# Start of GIVEN INFORMATION

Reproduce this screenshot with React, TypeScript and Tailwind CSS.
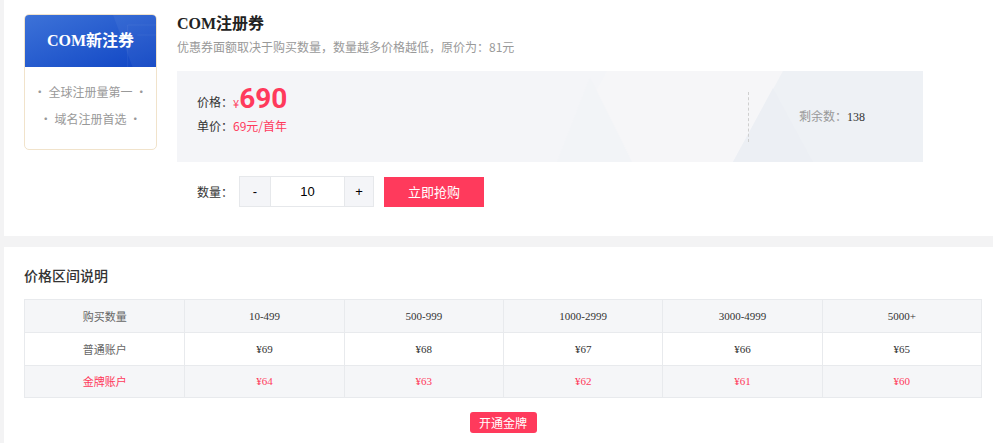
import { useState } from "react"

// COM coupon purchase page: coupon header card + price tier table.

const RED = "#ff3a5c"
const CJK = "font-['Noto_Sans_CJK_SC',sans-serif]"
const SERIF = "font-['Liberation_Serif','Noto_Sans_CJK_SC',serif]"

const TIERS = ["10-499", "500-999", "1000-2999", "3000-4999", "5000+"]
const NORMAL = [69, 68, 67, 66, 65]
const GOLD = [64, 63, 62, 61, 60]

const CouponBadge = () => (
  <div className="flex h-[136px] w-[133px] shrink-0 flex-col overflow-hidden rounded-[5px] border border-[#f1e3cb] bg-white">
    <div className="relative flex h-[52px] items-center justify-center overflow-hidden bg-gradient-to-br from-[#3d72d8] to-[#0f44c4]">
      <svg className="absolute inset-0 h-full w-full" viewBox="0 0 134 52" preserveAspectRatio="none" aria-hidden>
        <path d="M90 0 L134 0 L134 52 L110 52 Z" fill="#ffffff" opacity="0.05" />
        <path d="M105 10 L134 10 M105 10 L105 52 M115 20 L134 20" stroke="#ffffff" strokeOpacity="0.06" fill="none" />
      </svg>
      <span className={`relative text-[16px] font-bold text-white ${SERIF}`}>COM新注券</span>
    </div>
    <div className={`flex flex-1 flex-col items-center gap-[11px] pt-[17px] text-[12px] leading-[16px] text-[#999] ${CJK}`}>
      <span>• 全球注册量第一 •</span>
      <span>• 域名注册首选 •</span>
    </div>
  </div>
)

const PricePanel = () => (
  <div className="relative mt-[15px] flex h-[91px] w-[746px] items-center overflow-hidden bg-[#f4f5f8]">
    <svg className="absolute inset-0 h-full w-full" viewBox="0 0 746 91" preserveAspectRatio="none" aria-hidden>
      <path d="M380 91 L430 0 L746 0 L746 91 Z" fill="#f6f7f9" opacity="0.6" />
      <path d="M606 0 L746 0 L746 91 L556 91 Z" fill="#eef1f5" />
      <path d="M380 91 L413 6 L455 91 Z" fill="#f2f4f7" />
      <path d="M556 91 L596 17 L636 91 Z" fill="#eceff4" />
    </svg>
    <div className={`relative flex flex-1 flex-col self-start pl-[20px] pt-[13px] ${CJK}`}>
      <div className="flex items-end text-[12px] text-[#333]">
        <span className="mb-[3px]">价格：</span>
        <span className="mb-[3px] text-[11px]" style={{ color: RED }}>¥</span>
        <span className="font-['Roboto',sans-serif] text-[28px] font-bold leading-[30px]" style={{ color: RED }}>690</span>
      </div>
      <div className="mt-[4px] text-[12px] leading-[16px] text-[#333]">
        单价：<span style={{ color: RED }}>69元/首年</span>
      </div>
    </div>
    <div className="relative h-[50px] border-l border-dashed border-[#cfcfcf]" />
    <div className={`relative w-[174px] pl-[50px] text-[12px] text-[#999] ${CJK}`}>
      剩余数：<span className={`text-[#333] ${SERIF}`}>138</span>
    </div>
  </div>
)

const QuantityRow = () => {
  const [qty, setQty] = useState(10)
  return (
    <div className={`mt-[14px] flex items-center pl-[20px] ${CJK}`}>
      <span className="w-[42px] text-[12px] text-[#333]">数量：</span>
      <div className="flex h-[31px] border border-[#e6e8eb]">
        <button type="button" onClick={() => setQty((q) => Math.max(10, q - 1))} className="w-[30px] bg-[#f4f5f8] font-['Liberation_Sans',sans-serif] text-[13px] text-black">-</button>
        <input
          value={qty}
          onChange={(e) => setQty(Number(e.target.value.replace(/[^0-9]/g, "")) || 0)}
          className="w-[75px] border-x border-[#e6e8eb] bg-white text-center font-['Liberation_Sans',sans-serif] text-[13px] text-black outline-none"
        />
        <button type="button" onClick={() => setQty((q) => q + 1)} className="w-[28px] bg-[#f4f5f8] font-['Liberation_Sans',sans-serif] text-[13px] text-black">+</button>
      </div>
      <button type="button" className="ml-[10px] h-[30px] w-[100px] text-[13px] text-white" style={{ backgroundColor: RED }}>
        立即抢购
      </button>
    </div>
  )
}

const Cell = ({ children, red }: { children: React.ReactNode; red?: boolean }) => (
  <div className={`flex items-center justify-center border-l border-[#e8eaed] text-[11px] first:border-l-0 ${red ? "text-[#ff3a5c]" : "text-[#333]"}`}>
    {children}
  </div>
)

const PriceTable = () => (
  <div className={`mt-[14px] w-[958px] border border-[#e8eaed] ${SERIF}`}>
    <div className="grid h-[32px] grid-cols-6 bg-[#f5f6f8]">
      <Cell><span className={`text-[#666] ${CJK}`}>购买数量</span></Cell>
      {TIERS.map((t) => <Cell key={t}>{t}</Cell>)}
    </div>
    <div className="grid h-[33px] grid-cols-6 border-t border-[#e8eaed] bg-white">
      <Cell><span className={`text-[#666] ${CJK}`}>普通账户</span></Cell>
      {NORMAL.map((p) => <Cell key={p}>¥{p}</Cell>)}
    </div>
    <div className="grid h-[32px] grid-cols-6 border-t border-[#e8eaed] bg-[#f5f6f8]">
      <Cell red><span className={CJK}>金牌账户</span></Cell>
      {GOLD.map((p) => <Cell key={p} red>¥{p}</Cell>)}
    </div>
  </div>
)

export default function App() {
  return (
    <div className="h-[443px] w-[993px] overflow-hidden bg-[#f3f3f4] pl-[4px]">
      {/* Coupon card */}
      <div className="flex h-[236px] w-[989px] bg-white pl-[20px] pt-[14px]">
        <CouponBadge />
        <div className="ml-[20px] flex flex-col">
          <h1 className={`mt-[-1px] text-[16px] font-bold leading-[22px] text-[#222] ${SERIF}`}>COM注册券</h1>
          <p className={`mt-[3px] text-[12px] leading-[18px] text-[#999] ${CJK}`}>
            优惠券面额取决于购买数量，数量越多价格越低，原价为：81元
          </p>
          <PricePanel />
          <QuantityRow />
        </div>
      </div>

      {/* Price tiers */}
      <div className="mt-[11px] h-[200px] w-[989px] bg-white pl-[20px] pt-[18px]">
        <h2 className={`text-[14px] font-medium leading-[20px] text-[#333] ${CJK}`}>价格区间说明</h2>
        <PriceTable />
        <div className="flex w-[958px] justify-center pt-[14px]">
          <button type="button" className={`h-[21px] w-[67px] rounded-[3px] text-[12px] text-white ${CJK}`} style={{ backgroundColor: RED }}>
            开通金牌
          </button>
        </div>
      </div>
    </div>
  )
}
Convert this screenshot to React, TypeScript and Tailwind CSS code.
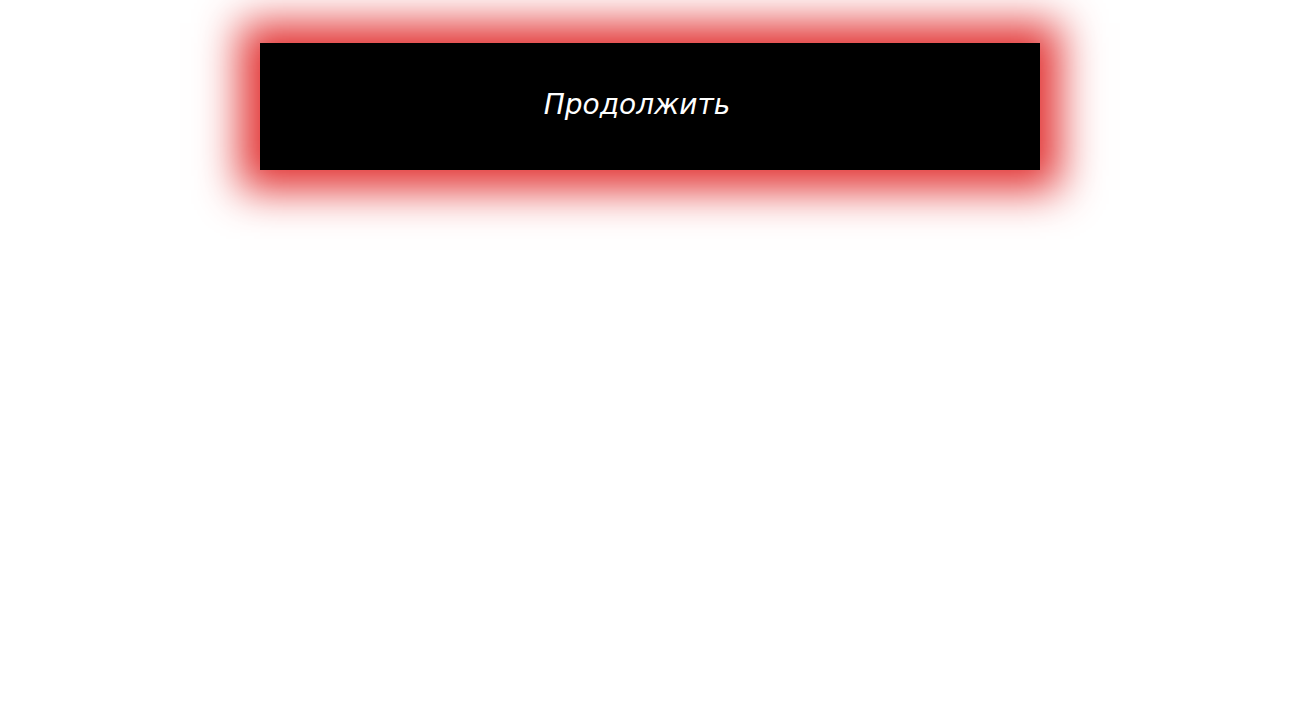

# End of GIVEN INFORMATION

• TASK INSTRUCTIONS:
Copy the listing over exactly, skipping the pictures it holds.

• RESULT OF THE EXERCISE:
Reproduce this screenshot with React, TypeScript and Tailwind CSS.
import { useState } from "react"

// COM coupon purchase page: coupon header card + price tier table.

const RED = "#ff3a5c"
const CJK = "font-['Noto_Sans_CJK_SC',sans-serif]"
const SERIF = "font-['Liberation_Serif','Noto_Sans_CJK_SC',serif]"

const TIERS = ["10-499", "500-999", "1000-2999", "3000-4999", "5000+"]
const NORMAL = [69, 68, 67, 66, 65]
const GOLD = [64, 63, 62, 61, 60]

const CouponBadge = () => (
  <div className="flex h-[136px] w-[133px] shrink-0 flex-col overflow-hidden rounded-[5px] border border-[#f1e3cb] bg-white">
    <div className="relative flex h-[52px] items-center justify-center overflow-hidden bg-gradient-to-br from-[#3d72d8] to-[#0f44c4]">
      <svg className="absolute inset-0 h-full w-full" viewBox="0 0 134 52" preserveAspectRatio="none" aria-hidden>
        <path d="M90 0 L134 0 L134 52 L110 52 Z" fill="#ffffff" opacity="0.05" />
        <path d="M105 10 L134 10 M105 10 L105 52 M115 20 L134 20" stroke="#ffffff" strokeOpacity="0.06" fill="none" />
      </svg>
      <span className={`relative text-[16px] font-bold text-white ${SERIF}`}>COM新注券</span>
    </div>
    <div className={`flex flex-1 flex-col items-center gap-[11px] pt-[17px] text-[12px] leading-[16px] text-[#999] ${CJK}`}>
      <span>• 全球注册量第一 •</span>
      <span>• 域名注册首选 •</span>
    </div>
  </div>
)

const PricePanel = () => (
  <div className="relative mt-[15px] flex h-[91px] w-[746px] items-center overflow-hidden bg-[#f4f5f8]">
    <svg className="absolute inset-0 h-full w-full" viewBox="0 0 746 91" preserveAspectRatio="none" aria-hidden>
      <path d="M380 91 L430 0 L746 0 L746 91 Z" fill="#f6f7f9" opacity="0.6" />
      <path d="M606 0 L746 0 L746 91 L556 91 Z" fill="#eef1f5" />
      <path d="M380 91 L413 6 L455 91 Z" fill="#f2f4f7" />
      <path d="M556 91 L596 17 L636 91 Z" fill="#eceff4" />
    </svg>
    <div className={`relative flex flex-1 flex-col self-start pl-[20px] pt-[13px] ${CJK}`}>
      <div className="flex items-end text-[12px] text-[#333]">
        <span className="mb-[3px]">价格：</span>
        <span className="mb-[3px] text-[11px]" style={{ color: RED }}>¥</span>
        <span className="font-['Roboto',sans-serif] text-[28px] font-bold leading-[30px]" style={{ color: RED }}>690</span>
      </div>
      <div className="mt-[4px] text-[12px] leading-[16px] text-[#333]">
        单价：<span style={{ color: RED }}>69元/首年</span>
      </div>
    </div>
    <div className="relative h-[50px] border-l border-dashed border-[#cfcfcf]" />
    <div className={`relative w-[174px] pl-[50px] text-[12px] text-[#999] ${CJK}`}>
      剩余数：<span className={`text-[#333] ${SERIF}`}>138</span>
    </div>
  </div>
)

const QuantityRow = () => {
  const [qty, setQty] = useState(10)
  return (
    <div className={`mt-[14px] flex items-center pl-[20px] ${CJK}`}>
      <span className="w-[42px] text-[12px] text-[#333]">数量：</span>
      <div className="flex h-[31px] border border-[#e6e8eb]">
        <button type="button" onClick={() => setQty((q) => Math.max(10, q - 1))} className="w-[30px] bg-[#f4f5f8] font-['Liberation_Sans',sans-serif] text-[13px] text-black">-</button>
        <input
          value={qty}
          onChange={(e) => setQty(Number(e.target.value.replace(/[^0-9]/g, "")) || 0)}
          className="w-[75px] border-x border-[#e6e8eb] bg-white text-center font-['Liberation_Sans',sans-serif] text-[13px] text-black outline-none"
        />
        <button type="button" onClick={() => setQty((q) => q + 1)} className="w-[28px] bg-[#f4f5f8] font-['Liberation_Sans',sans-serif] text-[13px] text-black">+</button>
      </div>
      <button type="button" className="ml-[10px] h-[30px] w-[100px] text-[13px] text-white" style={{ backgroundColor: RED }}>
        立即抢购
      </button>
    </div>
  )
}

const Cell = ({ children, red }: { children: React.ReactNode; red?: boolean }) => (
  <div className={`flex items-center justify-center border-l border-[#e8eaed] text-[11px] first:border-l-0 ${red ? "text-[#ff3a5c]" : "text-[#333]"}`}>
    {children}
  </div>
)

const PriceTable = () => (
  <div className={`mt-[14px] w-[958px] border border-[#e8eaed] ${SERIF}`}>
    <div className="grid h-[32px] grid-cols-6 bg-[#f5f6f8]">
      <Cell><span className={`text-[#666] ${CJK}`}>购买数量</span></Cell>
      {TIERS.map((t) => <Cell key={t}>{t}</Cell>)}
    </div>
    <div className="grid h-[33px] grid-cols-6 border-t border-[#e8eaed] bg-white">
      <Cell><span className={`text-[#666] ${CJK}`}>普通账户</span></Cell>
      {NORMAL.map((p) => <Cell key={p}>¥{p}</Cell>)}
    </div>
    <div className="grid h-[32px] grid-cols-6 border-t border-[#e8eaed] bg-[#f5f6f8]">
      <Cell red><span className={CJK}>金牌账户</span></Cell>
      {GOLD.map((p) => <Cell key={p} red>¥{p}</Cell>)}
    </div>
  </div>
)

export default function App() {
  return (
    <div className="h-[443px] w-[993px] overflow-hidden bg-[#f3f3f4] pl-[4px]">
      {/* Coupon card */}
      <div className="flex h-[236px] w-[989px] bg-white pl-[20px] pt-[14px]">
        <CouponBadge />
        <div className="ml-[20px] flex flex-col">
          <h1 className={`mt-[-1px] text-[16px] font-bold leading-[22px] text-[#222] ${SERIF}`}>COM注册券</h1>
          <p className={`mt-[3px] text-[12px] leading-[18px] text-[#999] ${CJK}`}>
            优惠券面额取决于购买数量，数量越多价格越低，原价为：81元
          </p>
          <PricePanel />
          <QuantityRow />
        </div>
      </div>

      {/* Price tiers */}
      <div className="mt-[11px] h-[200px] w-[989px] bg-white pl-[20px] pt-[18px]">
        <h2 className={`text-[14px] font-medium leading-[20px] text-[#333] ${CJK}`}>价格区间说明</h2>
        <PriceTable />
        <div className="flex w-[958px] justify-center pt-[14px]">
          <button type="button" className={`h-[21px] w-[67px] rounded-[3px] text-[12px] text-white ${CJK}`} style={{ backgroundColor: RED }}>
            开通金牌
          </button>
        </div>
      </div>
    </div>
  )
}
Convert this screenshot to React, TypeScript and Tailwind CSS code.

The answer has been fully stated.